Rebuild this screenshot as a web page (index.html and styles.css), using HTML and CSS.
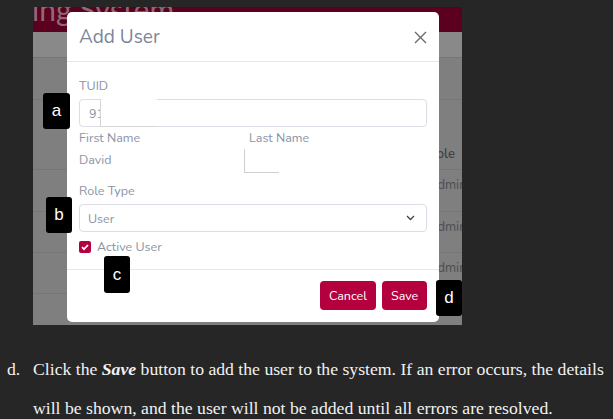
FILE: index.html
```html
<!DOCTYPE html>
<html>
<head>
<meta charset="utf-8">
<link rel="stylesheet" href="styles.css">
</head>
<body>
<div class="shot">
  <div class="topbar"><span class="brand">ing System</span></div>
  <div class="subbar"></div>
  <div class="row r1"></div>
  <div class="row r2"><span class="cell head">Role</span></div>
  <div class="row r3"><span class="cell">Admin</span></div>
  <div class="row r4"><span class="cell">Admin</span></div>
  <div class="row r5"><span class="cell">Admin</span></div>
  <div class="row r6"></div>

  <div class="modal">
    <div class="modal-header">
      <span class="title">Add User</span>
      <svg class="close" width="13" height="13" viewBox="0 0 13 13"><path d="M1 1 L12 12 M12 1 L1 12" stroke="#6b6b6b" stroke-width="1.4" fill="none"/></svg>
    </div>
    <div class="modal-body">
      <div class="label">TUID</div>
      <div class="input"><span class="val">91</span><span class="redact"></span></div>
      <div class="two">
        <div class="col">
          <div class="label">First Name</div>
          <div class="value">David</div>
        </div>
        <div class="col col2">
          <div class="label">Last Name</div>
          <div class="redact2"></div>
        </div>
      </div>
      <div class="label role">Role Type</div>
      <div class="input select"><span class="val">User</span>
        <svg class="chev" width="9" height="6" viewBox="0 0 9 6"><path d="M1 1 L4.5 4.5 L8 1" stroke="#444" stroke-width="1.3" fill="none"/></svg>
      </div>
      <div class="check-row">
        <span class="box"><svg width="12" height="12" viewBox="0 0 12 12"><path d="M3 6.2 L5 8.2 L9 4" stroke="#fff" stroke-width="1.8" fill="none"/></svg></span>
        <span class="check-label">Active User</span>
      </div>
    </div>
    <div class="modal-footer">
      <button class="btn">Cancel</button>
      <button class="btn">Save</button>
    </div>
  </div>

  <div class="badge ba">a</div>
  <div class="badge bb">b</div>
  <div class="badge bc">c</div>
  <div class="badge bd">d</div>
</div>

<div class="doc">
  <div class="num">d.</div>
  <p>Click the <b><i>Save</i></b> button to add the user to the system. If an error occurs, the details will be shown, and the user will not be added until all errors are resolved.</p>
</div>
</body>
</html>
```
FILE: styles.css
```css
html, body { margin: 0; padding: 0; }
body {
  background: #262626;
  width: 613px;
  height: 419px;
  overflow: hidden;
  padding-top: 7px;
  box-sizing: border-box;
}
.shot {
  position: relative;
  margin-left: 33px;
  width: 429px;
  height: 318px;
  overflow: hidden;
  background: #7f7f7f;
  font-family: "Nunito", Lato, "Open Sans", sans-serif;
}
.topbar {
  height: 25px;
  background: #5c0020;
  overflow: hidden;
  position: relative;
}
.brand {
  position: absolute;
  left: -1px;
  top: -16px;
  font-size: 30px;
  line-height: 36px;
  color: #8e6a78;
  white-space: nowrap;
  font-family: Lato, sans-serif;
}
.subbar { height: 25px; background: #898989; border-bottom: 1px solid #767676; }
.row { border-bottom: 1px solid #767676; display: flex; align-items: flex-start; padding-top: 6px; box-sizing: border-box; }
.r1 { height: 42px; }
.r2 { height: 70px; align-items: flex-end; padding-top: 0; padding-bottom: 6px; }
.r3 { height: 42px; }
.r4 { height: 41px; }
.r5 { height: 41px; }
.r6 { height: 32px; border-bottom: none; }
.cell {
  margin-left: 395px;
  font-size: 13px;
  color: #4a4d55;
  white-space: nowrap;
}
.cell.head { font-weight: 600; color: #3f4249; }

.modal {
  position: absolute;
  left: 34px;
  top: 5px;
  width: 372px;
  height: 310px;
  background: #fff;
  border-radius: 5px;
  display: flex;
  flex-direction: column;
}
.modal-header {
  height: 50px;
  border-bottom: 1px solid #e6e6ee;
  display: flex;
  align-items: center;
  justify-content: space-between;
  padding: 0 12px;
  box-sizing: border-box;
}
.title { font-size: 19px; color: #7a869a; padding-top: 1px; }
.close { margin-top: 1px; }
.modal-body { padding: 16px 12px 0 12px; flex: 1; }
.label { font-size: 12.5px; line-height: 16px; color: #8a93a6; }
.input {
  margin-top: 5px;
  height: 28px;
  border: 1px solid #dcdde6;
  border-radius: 4px;
  box-sizing: border-box;
  display: flex;
  align-items: center;
  padding-left: 9px;
  position: relative;
}
.val { font-size: 12.5px; color: #8a93a6; }
.redact {
  position: absolute;
  left: 20px;
  top: -1px;
  width: 57px;
  height: 28px;
  background: #fff;
  border-left: 1px solid #d6d6d6;
  border-bottom: 1px solid #d6d6d6;
  box-sizing: border-box;
}
.two { display: flex; margin-top: 3px; }
.col { width: 170px; }
.value { margin-top: 6px; font-size: 12.5px; line-height: 16px; color: #8a93a6; }
.redact2 {
  margin-top: 3px;
  margin-left: -5px;
  width: 35px;
  height: 24px;
  border-left: 1px solid #cfcfcf;
  border-bottom: 1px solid #cfcfcf;
  box-sizing: border-box;
}
.role { margin-top: 10px; }
.select { justify-content: space-between; padding-right: 11px; padding-left: 8px; }
.check-row { margin-top: 9px; display: flex; align-items: center; }
.box {
  width: 12px; height: 12px;
  background: #b4003f;
  border-radius: 2px;
  display: inline-flex;
}
.check-label { margin-left: 6px; font-size: 12.5px; color: #8a93a6; line-height: 12px; }
.modal-footer {
  border-top: 1px solid #e6e6ee;
  height: 53px;
  box-sizing: border-box;
  display: flex;
  justify-content: flex-end;
  align-items: center;
  gap: 6px;
  padding: 0 12px 1px 0;
}
.btn {
  height: 29px;
  background: #b4003f;
  color: #fff;
  border: none;
  border-radius: 4px;
  font-family: "Nunito", Lato, sans-serif;
  font-size: 12.5px;
  padding: 0 9px;
}
.btn:first-child { width: 56px; }
.btn:last-child { width: 45px; }
.badge {
  position: absolute;
  background: #000;
  color: #fff;
  border-radius: 3px;
  font-family: "Liberation Sans", Arial, sans-serif;
  font-size: 17px;
  display: flex;
  align-items: center;
  justify-content: center;
  width: 26px;
  height: 36px;
}
.ba { left: 10px; top: 86px; width: 27px; }
.bb { left: 13px; top: 190px; }
.bc { left: 71px; top: 249px; height: 37px; }
.bd { left: 403px; top: 273px; }

.doc {
  display: flex;
  margin-top: 25px;
  font-family: "Liberation Serif", "Times New Roman", serif;
  font-size: 17.7px;
  color: #f2f2f2;
  width: 610px;
}
.num { width: 26px; padding-left: 7px; line-height: 39px; flex: none; }
.doc p { margin: 0; line-height: 39px; width: 576px; }
```
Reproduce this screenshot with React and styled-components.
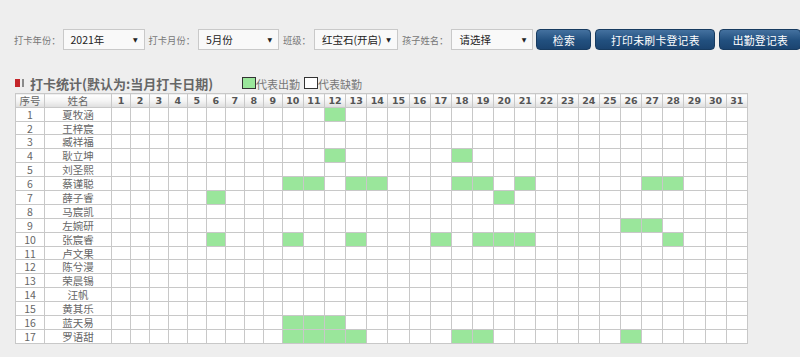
——————————
YOUR INSTRUCTIONS = Reproduce every line of the material precisely, omitting its pictures.

REPLY TO THE TASK =
Rebuild this screenshot as a web page (index.html and styles.css), using HTML and CSS.
FILE: index.html
```html
<!DOCTYPE html>
<html>
<head>
<meta charset="utf-8">
<link rel="stylesheet" href="styles.css">
</head>
<body>
<div class="shot">
  <div class="topbar"><span class="brand">ing System</span></div>
  <div class="subbar"></div>
  <div class="row r1"></div>
  <div class="row r2"><span class="cell head">Role</span></div>
  <div class="row r3"><span class="cell">Admin</span></div>
  <div class="row r4"><span class="cell">Admin</span></div>
  <div class="row r5"><span class="cell">Admin</span></div>
  <div class="row r6"></div>

  <div class="modal">
    <div class="modal-header">
      <span class="title">Add User</span>
      <svg class="close" width="13" height="13" viewBox="0 0 13 13"><path d="M1 1 L12 12 M12 1 L1 12" stroke="#6b6b6b" stroke-width="1.4" fill="none"/></svg>
    </div>
    <div class="modal-body">
      <div class="label">TUID</div>
      <div class="input"><span class="val">91</span><span class="redact"></span></div>
      <div class="two">
        <div class="col">
          <div class="label">First Name</div>
          <div class="value">David</div>
        </div>
        <div class="col col2">
          <div class="label">Last Name</div>
          <div class="redact2"></div>
        </div>
      </div>
      <div class="label role">Role Type</div>
      <div class="input select"><span class="val">User</span>
        <svg class="chev" width="9" height="6" viewBox="0 0 9 6"><path d="M1 1 L4.5 4.5 L8 1" stroke="#444" stroke-width="1.3" fill="none"/></svg>
      </div>
      <div class="check-row">
        <span class="box"><svg width="12" height="12" viewBox="0 0 12 12"><path d="M3 6.2 L5 8.2 L9 4" stroke="#fff" stroke-width="1.8" fill="none"/></svg></span>
        <span class="check-label">Active User</span>
      </div>
    </div>
    <div class="modal-footer">
      <button class="btn">Cancel</button>
      <button class="btn">Save</button>
    </div>
  </div>

  <div class="badge ba">a</div>
  <div class="badge bb">b</div>
  <div class="badge bc">c</div>
  <div class="badge bd">d</div>
</div>

<div class="doc">
  <div class="num">d.</div>
  <p>Click the <b><i>Save</i></b> button to add the user to the system. If an error occurs, the details will be shown, and the user will not be added until all errors are resolved.</p>
</div>
</body>
</html>
```
FILE: styles.css
```css
html, body { margin: 0; padding: 0; }
body {
  background: #262626;
  width: 613px;
  height: 419px;
  overflow: hidden;
  padding-top: 7px;
  box-sizing: border-box;
}
.shot {
  position: relative;
  margin-left: 33px;
  width: 429px;
  height: 318px;
  overflow: hidden;
  background: #7f7f7f;
  font-family: "Nunito", Lato, "Open Sans", sans-serif;
}
.topbar {
  height: 25px;
  background: #5c0020;
  overflow: hidden;
  position: relative;
}
.brand {
  position: absolute;
  left: -1px;
  top: -16px;
  font-size: 30px;
  line-height: 36px;
  color: #8e6a78;
  white-space: nowrap;
  font-family: Lato, sans-serif;
}
.subbar { height: 25px; background: #898989; border-bottom: 1px solid #767676; }
.row { border-bottom: 1px solid #767676; display: flex; align-items: flex-start; padding-top: 6px; box-sizing: border-box; }
.r1 { height: 42px; }
.r2 { height: 70px; align-items: flex-end; padding-top: 0; padding-bottom: 6px; }
.r3 { height: 42px; }
.r4 { height: 41px; }
.r5 { height: 41px; }
.r6 { height: 32px; border-bottom: none; }
.cell {
  margin-left: 395px;
  font-size: 13px;
  color: #4a4d55;
  white-space: nowrap;
}
.cell.head { font-weight: 600; color: #3f4249; }

.modal {
  position: absolute;
  left: 34px;
  top: 5px;
  width: 372px;
  height: 310px;
  background: #fff;
  border-radius: 5px;
  display: flex;
  flex-direction: column;
}
.modal-header {
  height: 50px;
  border-bottom: 1px solid #e6e6ee;
  display: flex;
  align-items: center;
  justify-content: space-between;
  padding: 0 12px;
  box-sizing: border-box;
}
.title { font-size: 19px; color: #7a869a; padding-top: 1px; }
.close { margin-top: 1px; }
.modal-body { padding: 16px 12px 0 12px; flex: 1; }
.label { font-size: 12.5px; line-height: 16px; color: #8a93a6; }
.input {
  margin-top: 5px;
  height: 28px;
  border: 1px solid #dcdde6;
  border-radius: 4px;
  box-sizing: border-box;
  display: flex;
  align-items: center;
  padding-left: 9px;
  position: relative;
}
.val { font-size: 12.5px; color: #8a93a6; }
.redact {
  position: absolute;
  left: 20px;
  top: -1px;
  width: 57px;
  height: 28px;
  background: #fff;
  border-left: 1px solid #d6d6d6;
  border-bottom: 1px solid #d6d6d6;
  box-sizing: border-box;
}
.two { display: flex; margin-top: 3px; }
.col { width: 170px; }
.value { margin-top: 6px; font-size: 12.5px; line-height: 16px; color: #8a93a6; }
.redact2 {
  margin-top: 3px;
  margin-left: -5px;
  width: 35px;
  height: 24px;
  border-left: 1px solid #cfcfcf;
  border-bottom: 1px solid #cfcfcf;
  box-sizing: border-box;
}
.role { margin-top: 10px; }
.select { justify-content: space-between; padding-right: 11px; padding-left: 8px; }
.check-row { margin-top: 9px; display: flex; align-items: center; }
.box {
  width: 12px; height: 12px;
  background: #b4003f;
  border-radius: 2px;
  display: inline-flex;
}
.check-label { margin-left: 6px; font-size: 12.5px; color: #8a93a6; line-height: 12px; }
.modal-footer {
  border-top: 1px solid #e6e6ee;
  height: 53px;
  box-sizing: border-box;
  display: flex;
  justify-content: flex-end;
  align-items: center;
  gap: 6px;
  padding: 0 12px 1px 0;
}
.btn {
  height: 29px;
  background: #b4003f;
  color: #fff;
  border: none;
  border-radius: 4px;
  font-family: "Nunito", Lato, sans-serif;
  font-size: 12.5px;
  padding: 0 9px;
}
.btn:first-child { width: 56px; }
.btn:last-child { width: 45px; }
.badge {
  position: absolute;
  background: #000;
  color: #fff;
  border-radius: 3px;
  font-family: "Liberation Sans", Arial, sans-serif;
  font-size: 17px;
  display: flex;
  align-items: center;
  justify-content: center;
  width: 26px;
  height: 36px;
}
.ba { left: 10px; top: 86px; width: 27px; }
.bb { left: 13px; top: 190px; }
.bc { left: 71px; top: 249px; height: 37px; }
.bd { left: 403px; top: 273px; }

.doc {
  display: flex;
  margin-top: 25px;
  font-family: "Liberation Serif", "Times New Roman", serif;
  font-size: 17.7px;
  color: #f2f2f2;
  width: 610px;
}
.num { width: 26px; padding-left: 7px; line-height: 39px; flex: none; }
.doc p { margin: 0; line-height: 39px; width: 576px; }
```
Reproduce this screenshot with React and styled-components.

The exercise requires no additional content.